Comparative simulation of three types of 3-dB coupler using a Si wire waveguide

We have proposed a cross gap coupler (CGC), which has an X-junction with an internal mirror at the cross section. We compared the splitting properties of three types of 3-dB coupler using a silicon wire waveguide; a CGC, a directional coupler (DC), and a multimode interference (MMI) coupler. The wavelength dependences of these structures were simulated (or evaluated) by two-dimensional finite-difference time-domain (2-D FDTD) method. The CGC showed smaller wavelength dependence in comparison to the other types of coupler.

Reversible Switching of an Optical Gate Using Phase-Change Material and Si Waveguide

Optical gate switch that uses Ge2Sb2Te5 phase-change material was fabricated and the reversible switching has been achieved for the first time. The switch is only 5-µm long and laser pulse irradiation was used for switching.

Low loss, small crosstalk offset crossing structure of si wire waveguide

Low loss, small crosstalk offset crossing structure of Si wire waveguide is proposed. The transmission loss of 0.018 dB, and the crosstalk of -49.1 dB are achieved with a crossing angle of 20 degrees.

Low Crosstalk Design of an Optical Matrix Switch Using Phase-Change Material

A crossbar type optical matrix switch using phase-change material was designed to have low crosstalk. The crosstalk of less than -49.1 dB was achieved for a 4×4 matrix switch by adjusting a unit switch structure.
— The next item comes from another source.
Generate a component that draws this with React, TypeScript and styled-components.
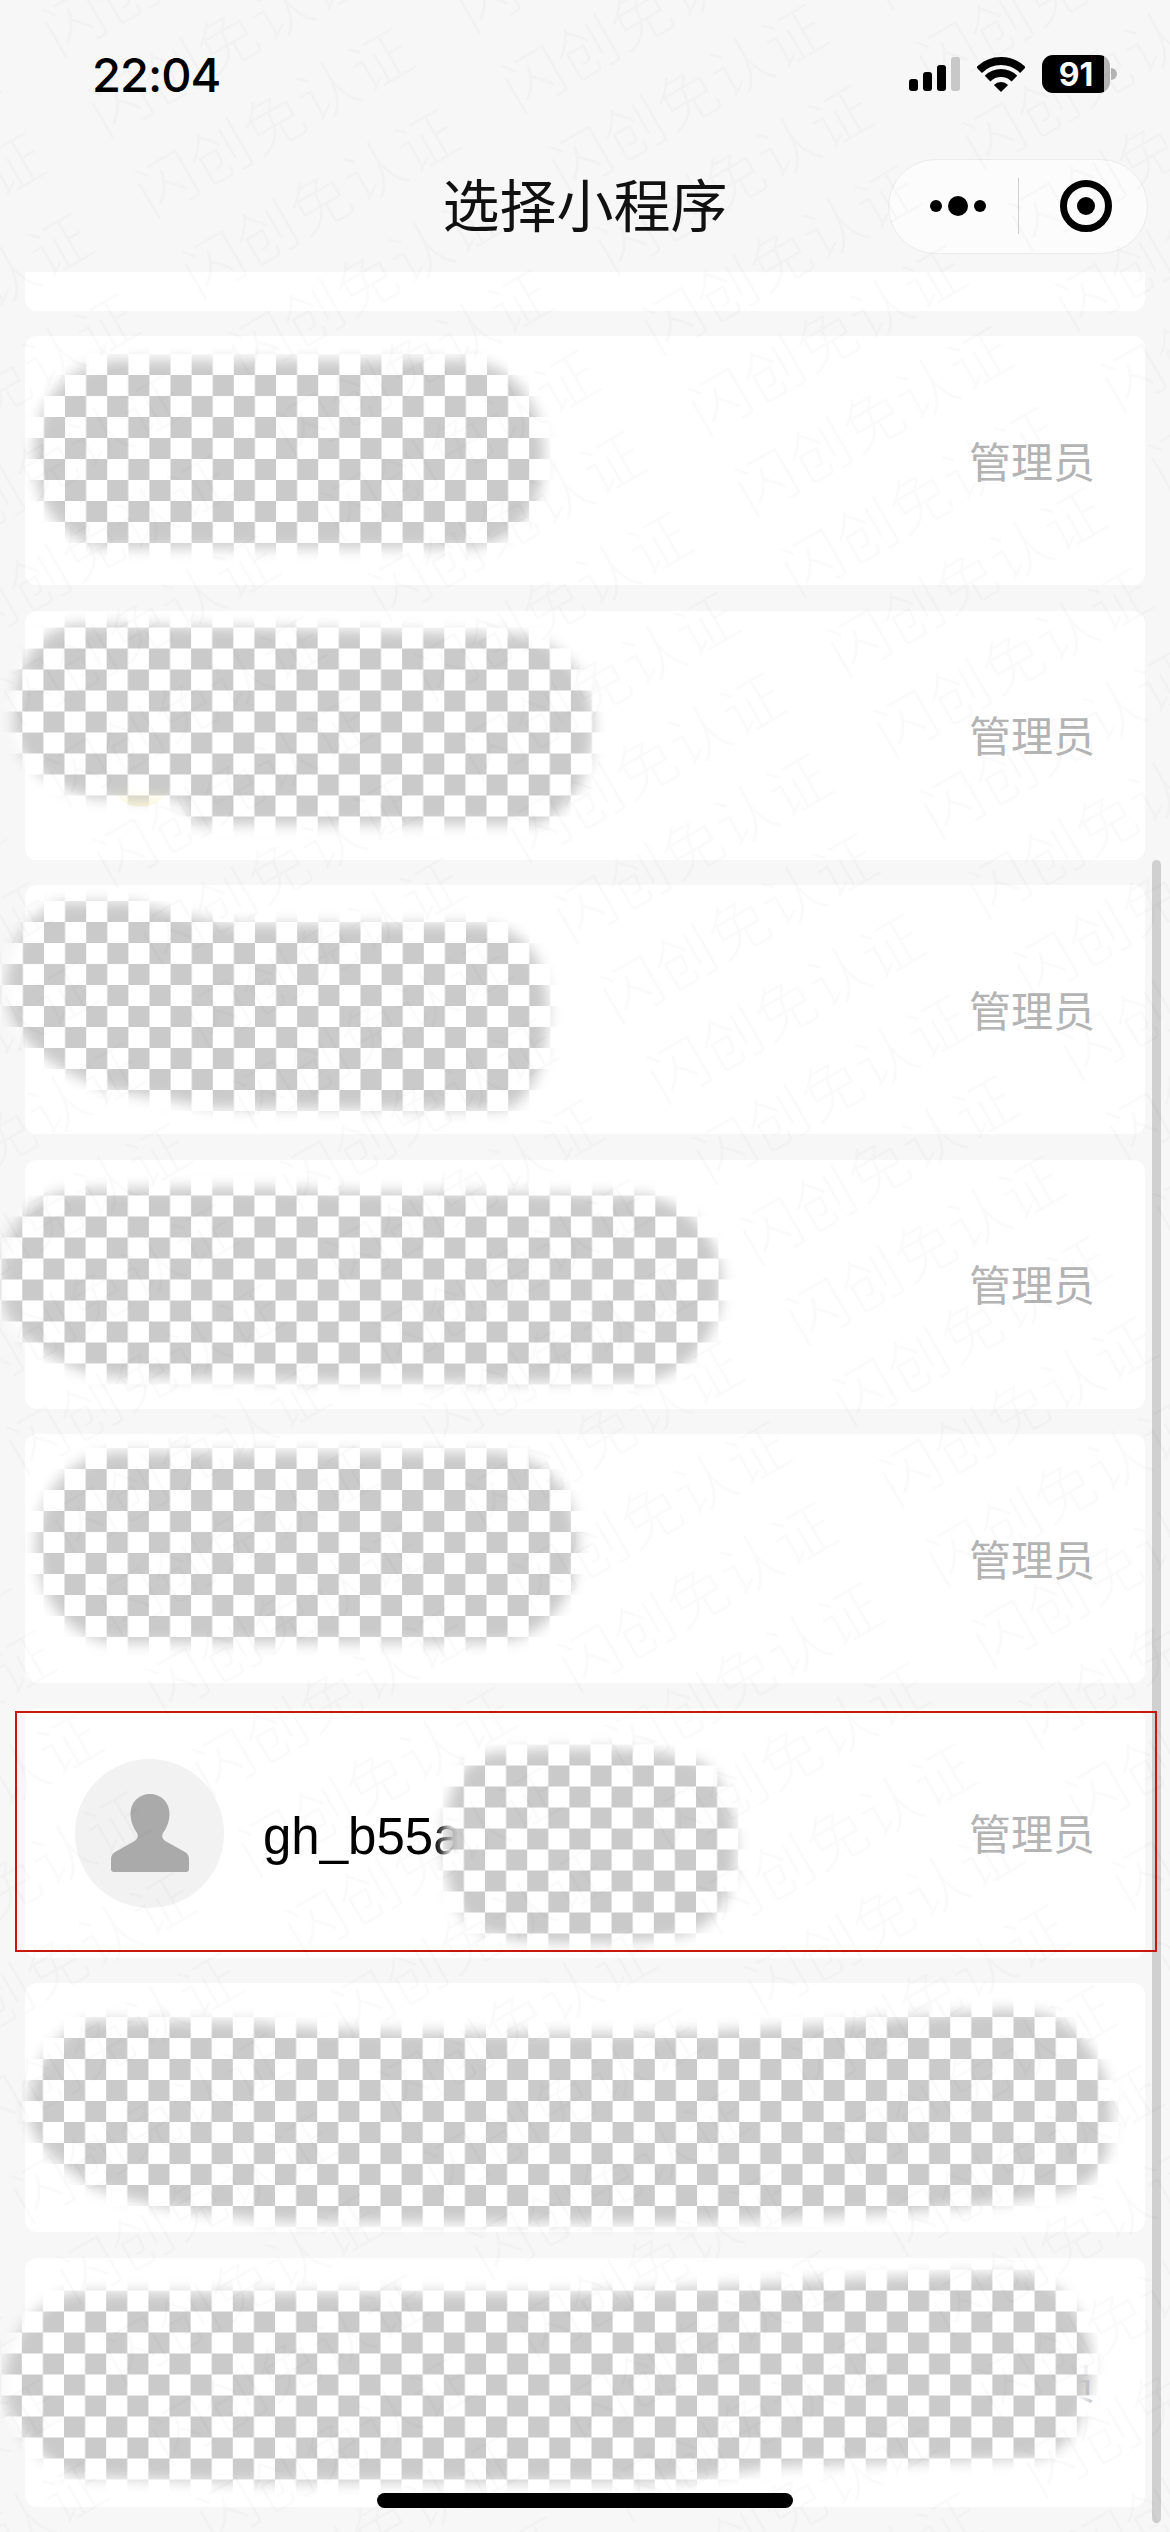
import styled, { createGlobalStyle } from 'styled-components';

const CJK = '"Noto Sans CJK SC", "Noto Sans", sans-serif';

const GlobalStyle = createGlobalStyle`
  html, body {
    margin: 0;
    padding: 0;
    background: #f7f7f7;
  }
`;

const Page = styled.div`
  position: relative;
  width: 1170px;
  height: 2532px;
  overflow: hidden;
  background: #f7f7f7;
  font-family: "Liberation Sans", ${CJK};
`;

const StatusBar = styled.div`
  height: 148px;
  padding: 0 60px 0 92px;
  box-sizing: border-box;
  display: flex;
  align-items: center;
  gap: 17px;
`;

const Time = styled.div`
  margin-right: auto;
  font-family: Inter, sans-serif;
  font-size: 47px;
  font-weight: 500;
  letter-spacing: -1px;
  color: #000;
`;

const Battery = styled.div`
  position: relative;
  width: 68px;
  height: 38px;
  border-radius: 11px;
  background: linear-gradient(90deg, #000 91%, #b4b4b4 91%);
  display: flex;
  align-items: center;
  justify-content: center;
  font-family: Inter, sans-serif;
  font-size: 32px;
  font-weight: 700;
  color: #fff;

  &::after {
    content: '';
    position: absolute;
    right: -7px;
    top: 13px;
    width: 6px;
    height: 12px;
    border-radius: 0 6px 6px 0;
    background: #b4b4b4;
  }
`;

const NavBar = styled.div`
  height: 116px;
  margin-bottom: 8px;
  display: grid;
  grid-template-columns: 1fr auto 1fr;
  align-items: center;
`;

const Title = styled.h1`
  grid-column: 2;
  margin: 0;
  padding-bottom: 8px;
  font-family: ${CJK};
  font-size: 57px;
  font-weight: 400;
  color: #111;
`;

const Capsule = styled.div`
  justify-self: end;
  width: 260px;
  height: 95px;
  margin-right: 22px;
  box-sizing: border-box;
  border: 1px solid #ebebeb;
  border-radius: 48px;
  background: rgba(255, 255, 255, 0.6);
  display: grid;
  grid-template-columns: 129px 1px 1fr;
  align-items: center;
`;

const CapsuleSide = styled.div`
  display: flex;
  align-items: center;
  justify-content: center;
  padding-left: ${(p: { $pad: number }) => p.$pad}px;
`;

const CapsuleDivider = styled.div`
  height: 56px;
  background: #cfcfcf;
`;

const List = styled.div`
  padding: 0 25px;
  display: flex;
  flex-direction: column;
  gap: 25.5px;
`;

const ClippedCard = styled.div`
  height: 38.5px;
  border-radius: 0 0 12px 12px;
  background: #fff;
`;

const Card = styled.div`
  position: relative;
  height: 249px;
  padding: 0 50px 0 50px;
  box-sizing: border-box;
  border-radius: 12px;
  background: #fff;
  display: flex;
  align-items: center;
`;

const Avatar = styled.div`
  width: 149px;
  height: 149px;
  margin-right: 39px;
  border-radius: 50%;
  background: #f2f2f2;
  display: flex;
  align-items: center;
  justify-content: center;
`;

const AppName = styled.div`
  padding-top: 6px;
  font-size: 51px;
  color: #000;
`;

const Role = styled.div`
  margin-left: auto;
  padding-bottom: 3px;
  font-family: ${CJK};
  font-size: 42px;
  font-weight: 400;
  color: #b4b4b4;
`;

const Highlight = styled.div`
  position: absolute;
  left: -10px;
  right: -12px;
  top: 2px;
  bottom: 6px;
  border: 2px solid #c8170d;
  pointer-events: none;
`;

const MosaicSvg = styled.svg`
  position: absolute;
  left: -25px;
  top: -40px;
  overflow: visible;
  pointer-events: none;
`;

const Scrollbar = styled.div`
  position: absolute;
  left: 1152px;
  top: 860px;
  width: 9px;
  height: 1663px;
  border-radius: 5px;
  background: #d0d0d0;
`;

const HomeIndicator = styled.div`
  position: absolute;
  left: 377px;
  top: 2493px;
  width: 416px;
  height: 15px;
  border-radius: 8px;
  background: #000;
`;

const Watermark = styled.div`
  position: absolute;
  left: 0;
  top: 0;
  width: 2700px;
  transform-origin: 0 0;
  transform: rotate(-30deg) translate(-1459px, -87px);
  font-family: ${CJK};
  font-size: 61px;
  font-weight: 300;
  letter-spacing: 0.7px;
  line-height: 93px;
  white-space: nowrap;
  color: rgba(0, 0, 0, 0.018);
  pointer-events: none;
`;

type Blob = {
  top: number;
  cell: [number, number];
  path: string;
  smear?: boolean;
};

// paths are in page coordinates, the svg viewBox shifts them into the card
const blobs: Blob[] = [
  {
    top: 336,
    cell: [65, 396],
    path: 'M115 360 L465 360 C518 364 544 410 544 455 C544 505 518 546 465 548 L115 548 C62 546 34 505 34 455 C34 410 62 364 115 360 Z',
  },
  {
    top: 610.5,
    cell: [64.5, 648],
    path: 'M72 624 L210 626 L518 634 C562 638 594 680 594 725 C594 778 562 822 530 824 L192 824 L185 800 L95 798 C44 785 14 760 14 720 C14 670 32 632 72 624 Z',
    smear: true,
  },
  {
    top: 885,
    cell: [44, 922],
    path: 'M62 902 L130 902 L225 924 L480 924 C528 927 548 965 548 1010 C548 1065 528 1108 500 1110 L215 1108 L110 1090 C62 1073 8 1045 6 990 C6 950 27 912 62 902 Z',
  },
  {
    top: 1159.5,
    cell: [64.5, 1195],
    path: 'M60 1192 C70 1187 300 1185 320 1190 L640 1194 C692 1202 722 1240 722 1282 C722 1338 684 1378 640 1381 L360 1382 L100 1376 C40 1358 0 1330 0 1285 C0 1240 22 1202 60 1192 Z',
  },
  {
    top: 1434,
    cell: [64.5, 1490],
    path: 'M115 1452 L495 1452 C552 1457 578 1500 578 1545 C578 1595 548 1638 495 1643 L115 1643 C66 1638 36 1595 36 1545 C36 1500 66 1457 115 1452 Z',
  },
  {
    top: 1708.5,
    cell: [485, 1786],
    path: 'M480 1755 C525 1744 680 1744 706 1765 C730 1790 736 1820 736 1850 C736 1890 716 1923 688 1933 C640 1946 515 1946 480 1930 C455 1915 444 1885 444 1845 C444 1800 455 1770 480 1755 Z',
  },
  {
    top: 1983,
    cell: [64, 2038],
    path: 'M90 2020 L260 2022 C300 2034 600 2034 680 2032 C780 2030 900 2017 1000 2010 C1058 2007 1078 2032 1092 2052 C1110 2080 1113 2100 1111 2130 C1108 2170 1088 2188 1060 2193 C1000 2208 800 2223 620 2223 L280 2222 C200 2213 120 2203 87 2183 C54 2160 28 2140 28 2110 C28 2070 54 2032 90 2020 Z',
  },
  {
    top: 2257.5,
    cell: [64, 2290],
    path: 'M72 2292 L600 2292 C700 2287 850 2277 970 2273 L1033 2274 C1066 2287 1092 2320 1092 2365 C1092 2410 1071 2448 1040 2458 L780 2466 L670 2482 L225 2482 L72 2476 C34 2455 4 2420 4 2385 C4 2340 34 2302 72 2292 Z',
  },
];

const Mosaic = ({ blob, id }: { blob: Blob; id: number }) => {
  const y0 = blob.top - 40;
  return (
    <MosaicSvg width={1170} height={330} viewBox={`0 ${y0} 1170 330`}>
      <defs>
        <pattern
          id={`checker${id}`}
          patternUnits='userSpaceOnUse'
          x={blob.cell[0]}
          y={blob.cell[1]}
          width={42.2}
          height={42}
        >
          <rect width={42.2} height={42} fill='#fff' />
          <rect width={21.1} height={21} fill='#cacaca' />
          <rect x={21.1} y={21} width={21.1} height={21} fill='#cacaca' />
        </pattern>
        <filter id={`soft${id}`} x='-20%' y='-20%' width='140%' height='140%'>
          <feGaussianBlur stdDeviation={7} />
        </filter>
        <mask id={`shape${id}`} maskUnits='userSpaceOnUse' x={-40} y={y0} width={1250} height={330}>
          <path d={blob.path} fill='#fff' filter={`url(#soft${id})`} />
        </mask>
      </defs>
      {blob.smear && <ellipse cx={141} cy={766} rx={36} ry={40} fill='#f9f6d5' />}
      <rect x={-40} y={y0} width={1250} height={330} fill={`url(#checker${id})`} mask={`url(#shape${id})`} />
    </MosaicSvg>
  );
};

const SignalIcon = () => (
  <svg width={51} height={34} viewBox='0 0 51 34'>
    <rect x={0} y={22} width={9} height={12} rx={3} fill='#000' />
    <rect x={14} y={15} width={9} height={19} rx={3} fill='#000' />
    <rect x={28} y={8} width={9} height={26} rx={3} fill='#000' />
    <rect x={42} y={0} width={9} height={34} rx={3} fill='#c8c8c8' />
  </svg>
);

const WifiIcon = () => (
  <svg width={48} height={36} viewBox='0 0 48 36'>
    <path d='M2.1 14.1 A31 31 0 0 1 45.9 14.1' fill='none' stroke='#000' strokeWidth={8} />
    <path d='M10.6 22.6 A19 19 0 0 1 37.4 22.6' fill='none' stroke='#000' strokeWidth={8} />
    <path d='M24 36 L16.9 28.9 A10 10 0 0 1 31.1 28.9 Z' fill='#000' />
  </svg>
);

const DotsIcon = () => (
  <svg width={56} height={20} viewBox='0 0 56 20'>
    <circle cx={6} cy={10} r={6} fill='#000' />
    <circle cx={28} cy={10} r={10} fill='#000' />
    <circle cx={50} cy={10} r={6} fill='#000' />
  </svg>
);

const TargetIcon = () => (
  <svg width={52} height={52} viewBox='0 0 52 52'>
    <circle cx={26} cy={26} r={22.5} fill='none' stroke='#000' strokeWidth={7} />
    <circle cx={26} cy={26} r={9} fill='#000' />
  </svg>
);

const PersonIcon = () => (
  <svg width={78} height={78} viewBox='0 0 78 78'>
    <path
      d='M39 0 C50 0 58.5 8 58.5 20 C58.5 28 55 35 52 39 C50 43 52 46 56 48 L74 58 C77 60 78 62 78 65 L78 75 C78 77 77 78 75 78 L3 78 C1 78 0 77 0 75 L0 65 C0 62 1 60 4 58 L22 48 C26 46 28 43 26 39 C23 35 19.5 28 19.5 20 C19.5 8 28 0 39 0 Z'
      fill='#aaa'
    />
  </svg>
);

const watermarkLine = Array(8).fill('闪创免认证').join('　');

const App = () => {
  return (
    <Page>
      <GlobalStyle />
      <Scrollbar />
      <StatusBar>
        <Time>22:04</Time>
        <SignalIcon />
        <WifiIcon />
        <Battery>91</Battery>
      </StatusBar>

      <NavBar>
        <Title>选择小程序</Title>
        <Capsule>
          <CapsuleSide $pad={8}>
            <DotsIcon />
          </CapsuleSide>
          <CapsuleDivider />
          <CapsuleSide $pad={6}>
            <TargetIcon />
          </CapsuleSide>
        </Capsule>
      </NavBar>

      <List>
        <ClippedCard />
        {blobs.map((blob, i) => (
          <Card key={blob.top}>
            {i === 5 && (
              <>
                <Avatar>
                  <PersonIcon />
                </Avatar>
                <AppName>gh_b55a</AppName>
              </>
            )}
            <Role>管理员</Role>
            <Mosaic blob={blob} id={i} />
            {i === 5 && <Highlight />}
          </Card>
        ))}
      </List>

      <HomeIndicator />
      <Watermark>
        {Array.from({ length: 32 }, (_, i) => (
          <div key={i}>{watermarkLine}</div>
        ))}
      </Watermark>
    </Page>
  );
};

export default App;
Reversible switching of an optical gate based on Si rib waveguides with a Ge 2 Sb 2 Te 5 thin film

Reversible switching of an optical gate based on Si rib waveguides with a Ge2Sb2Te5 thin film is reported. We demonstrated four cycles of switching by pulsed laser irradiation. The average extinction ratios of each switching event were 9.1, 10.7, 11.6 and 11.7 dB, respectively. The extinction ratio of this optical gate was more than 5.9 dB over the wide wavelength range from 1525 nm to 1600 nm.